By Charlotte Boynton
Wiscasset author Phil DiVece stands next to a Civil War cannon that he writes about in his new book, “More Wiscasset and Its Times: Other Stories of Maine’s Prettiest Village.” (Charlotte Boynton photo)
Wiscasset resident Phil DiVece has filled many roles during his lifetime: a husband, father, reporter, newspaper publisher, teacher, selectman, and now author of his second book about Wiscasset’s past.
His new book, released this past April, “More Wiscasset and Its Times: Other Stories of Maine’s Prettiest Village,” is filled with stories of Wiscasset, Lincoln County, and its people. It tells of a gold rush in Boothbay, an Edgecomb mica mine, four brothers from Wiscasset who traveled west to fight for Texas independence, and a Wiscasset Civil War veteran’s account of the attack on the Union’s Fort Butler along the shores of the Mississippi, in a letter to his sister.
One of the chapters in the book tells of the difficulty Captain Richard Tucker Jr., Wiscasset’s Home Guard organizer during the Civil War, had with getting artillery to protect Wiscasset Harbor.
There is also a story about a Wiscasset Civil War hero who was killed in action, Edwin M. Smith, son of Samuel Emerson Smith, who served as Maine’s governor from 1831-1834.
The book also mentions another Civil War veteran with connections to Wiscasset, Ellis Spear, from Warren. Spear taught school in Wiscasset, became a captain of the Maine Volunteers during the Civil War, and was second in command with Col. Joshua Chamberlain in the defense of Little Round Top during the Battle of Gettysburg.
The book is filled with 323 pages of history that has been thoroughly researched by DiVece, with many rare photographs and illustrations. Other interesting chapters include: “Forgotten Sevey Hill,” “Johnny Appleseed’s Remedy,” “True Natives,” “Jewankee with Two E’s,” “Salute to Rutherford H. Hayes,” “Bones from the Past,” “The Other Wiscasset,” and “Fables, Folklore, and Legends.”

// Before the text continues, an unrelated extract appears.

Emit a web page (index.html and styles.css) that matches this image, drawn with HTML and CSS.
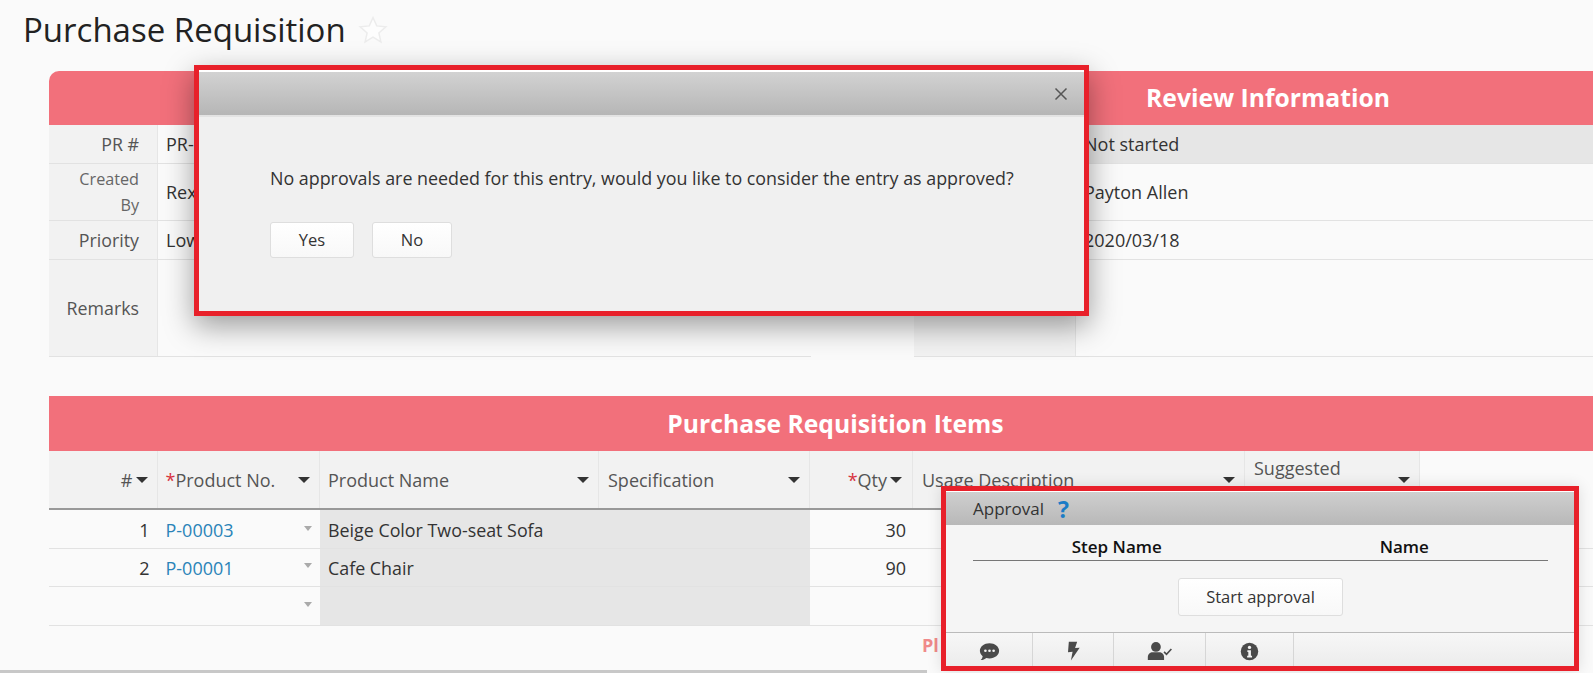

DiVece begins his book with a chapter called “New Day Dawning,” an update on what has happened since the publication of his first book, “Wiscasset and its Times,” in 2012. DiVece had interviewed several Wiscasset residents who contributed information for his first book.
Some of those people are now deceased. Jim Sutter, who DiVece interviewed several times, died in April 2012 at the age of 92; Bernice “Bunny” Caswell died Nov. 24, 2012, at the age of 92; and Walter Sherman died July 17, 2013 at the age of 93.
He also mentions Clark Jones, who sat in DiVece’s kitchen some time ago telling him of an unexpected meeting with the legendary L.L. Bean while duck hunting on Chewonki Creek. Jones grew up in a section of Wiscasset that was once called Jewankee District, which is now known as Young’s Point. Several other Wiscasset residents are named in DiVece’s new book.
DiVece said he had to write the second book because he has so much information he was unable to put in his first book. Asked if there was going to be a third book, he said, “Yes, there will be something; I’m just not sure yet what it will be.”
One of the reasons DiVece has written the two books is for people to become aware of and appreciate the history of Wiscasset and Lincoln County. “Lincoln County has some of the earliest settlements right here,” DiVece said.
About the author
DiVece moved to Wiscasset after graduating from Colorado State University in 1978 with a Bachelor of Arts degree in journalism. He became a reporter for a local newspaper before becoming publisher of the Wiscasset Times, a weekly newspaper he owned and operated from 1980-1995.
He married Marjorie Schubert in 1980. The couple has three children: Katie, Samantha, and Jason. After closing the Wiscasset Times, he earned a Master of Arts in journalism at the University of South Florida. He also taught a journalism class while he was getting his master’s degree.
His son, Jason, designed and paginated his new book.
DiVece said his first book did very well, and has financed the publishing of his second book, which is also doing very well.
DiVece donated several copies of his first book to the Wiscasset Public Library for a fundraiser. According to a letter from the library, it was able to raise nearly $1,000 from sales of “Wiscasset and Its Times.”
“I would not have been able to write either book if it were not for the Wiscasset library; the help of the staff and the library archives have allowed me to research much of the history that is written in both books,” DiVece said.
DiVece enjoys researching the history of Wiscasset, and would like the schools to use his books in a local history class to give this generation an opportunity to learn about those that lived long before them.
Susan Rankin, in the introduction of DiVece’s new book, wrote, “One of the great gifts history gives us is a sense of ownership, responsibility, pride, and belonging. These are our people, and what we learn from them through their stories we, in turn, add to pass on to others, including a new generation of Wiscasseters.”